The first possibility is that the mechanical devices are flawed or damaged, and there is no one in the city of Tripoli who is capable of repairing it properly or who cares to do a professional job of fixing it. Maybe there IS someone, but he (yes, he only) realizes that the longer he can ineffectively patch the damage, the longer he has a job and can bill the company for services not performed. Probably no one in the administration would notice.
There is the likelihood that the Internet provider bill has not been paid – for a long time. Always, always there is always “bukara” (tomorrow) and the condition “Inshallah” (God willing) to any request for anything here. Will the TV repairman come tonight to make my TV work? Inshallah. I wait for hours, and he never shows. No one is surprised.
Maybe “someone” does not wish the foreign teachers to have access to the outside world through the Internet, and that “someone” is intentionally keeping the service from working. Maybe one of the foreign teachers is thinking to get the hell out of the country and book a ticket to Malta – and never come back. It has happened here more than once; teachers have disappeared without a word to anyone and without a backward glance at the consequences of making the staff even more short-handed.

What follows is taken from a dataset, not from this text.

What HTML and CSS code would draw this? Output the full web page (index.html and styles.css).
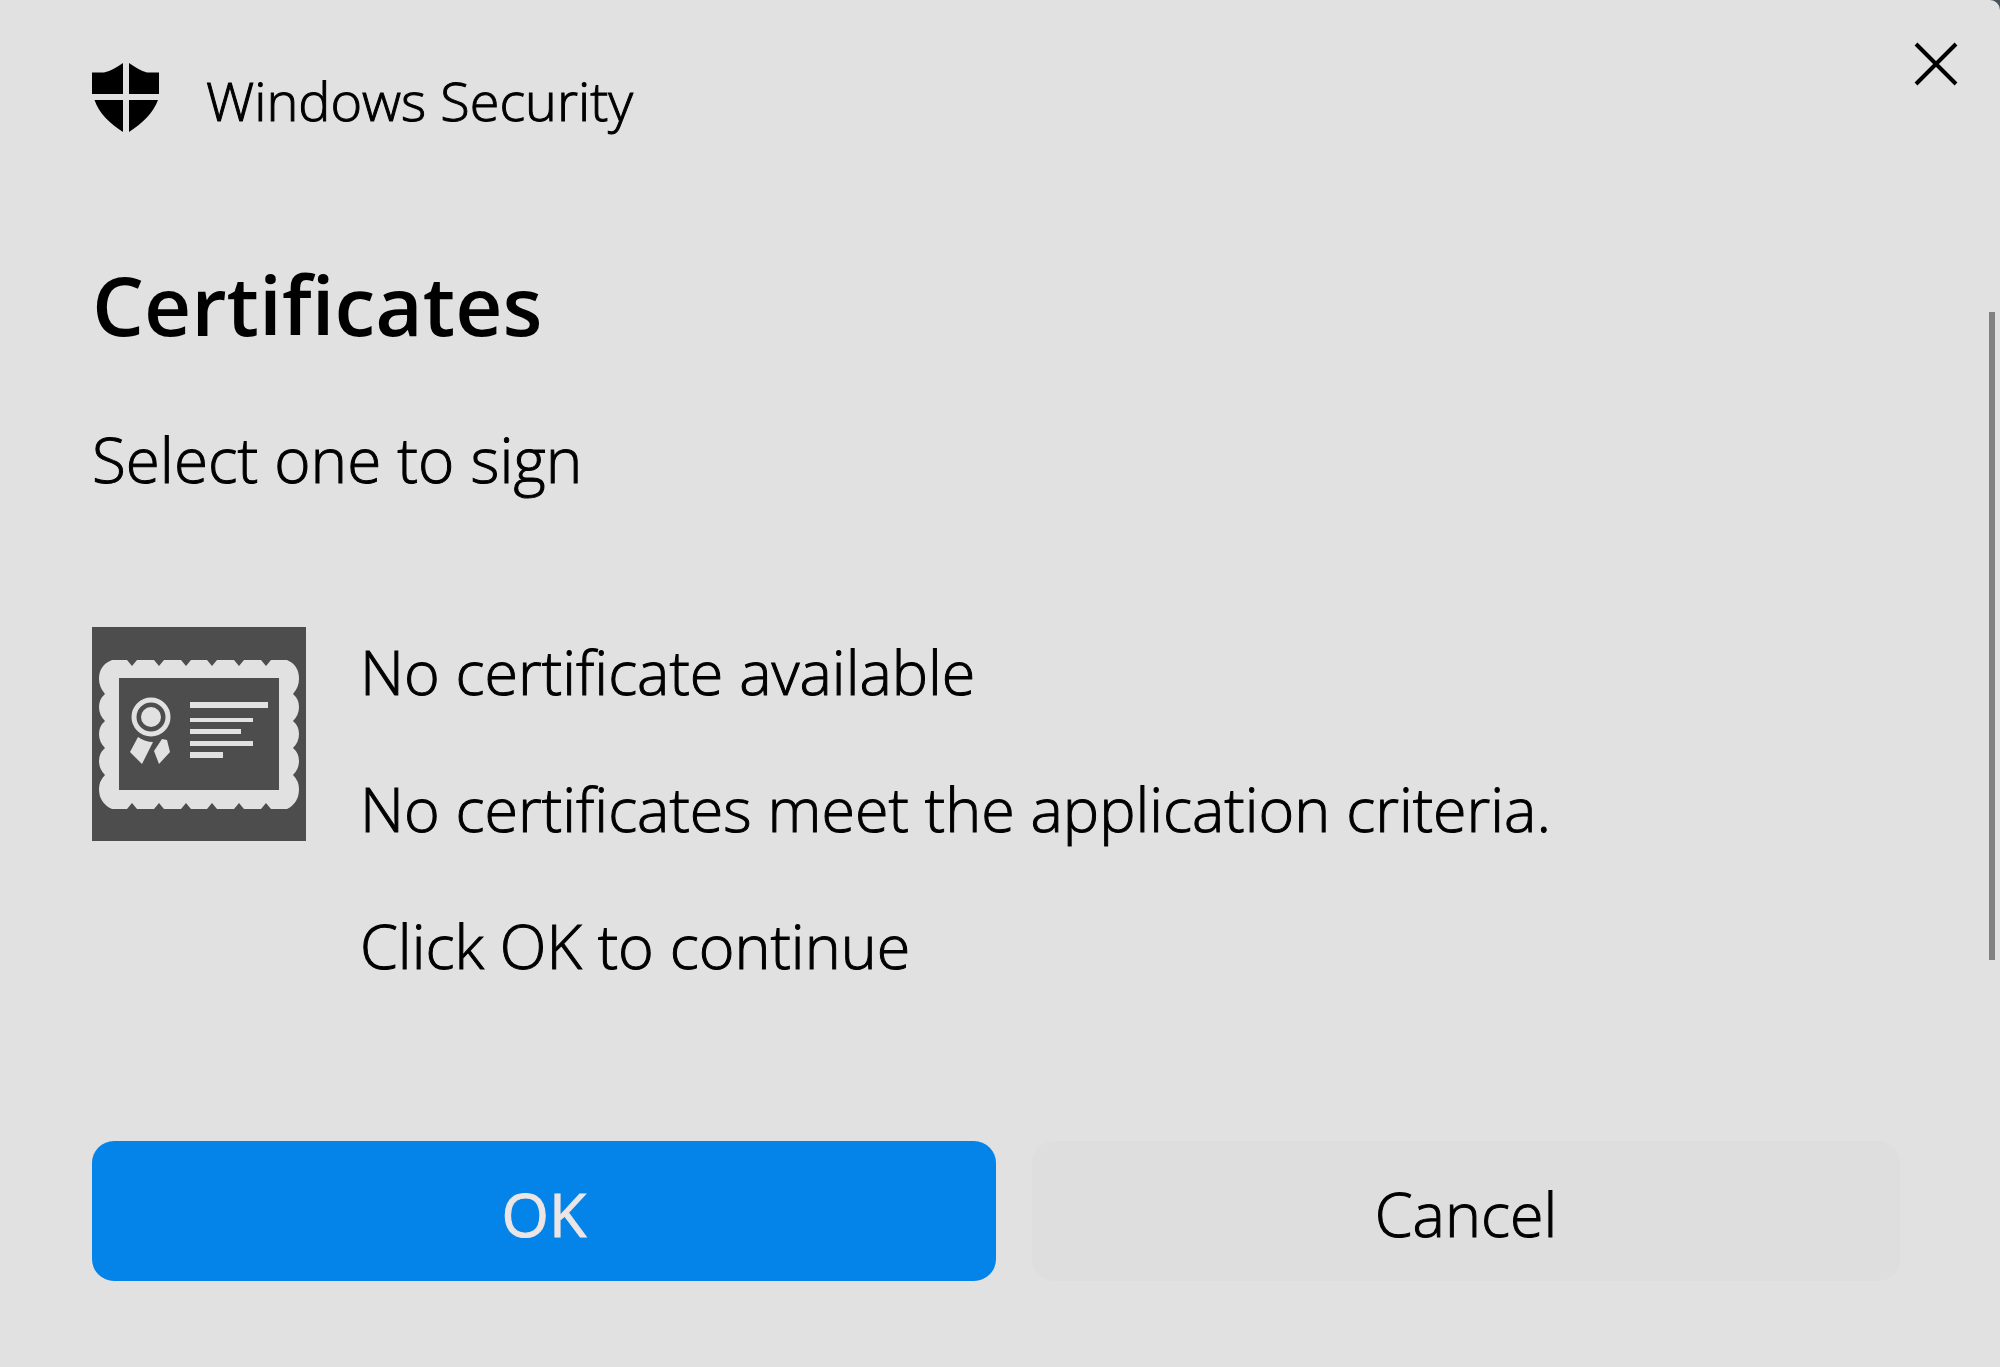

I can understand that seemingly selfish impulse. If not for those few motivated students among the mass of mostly undisciplined, disrespectful, and lazy children who go to this school, I would have left the first day. If not for the possibility that there are two or three of those students who will make a crucial difference in the future of this country, I would quit this vale-of-trash-strewn roadsides and perplexing inefficiencies.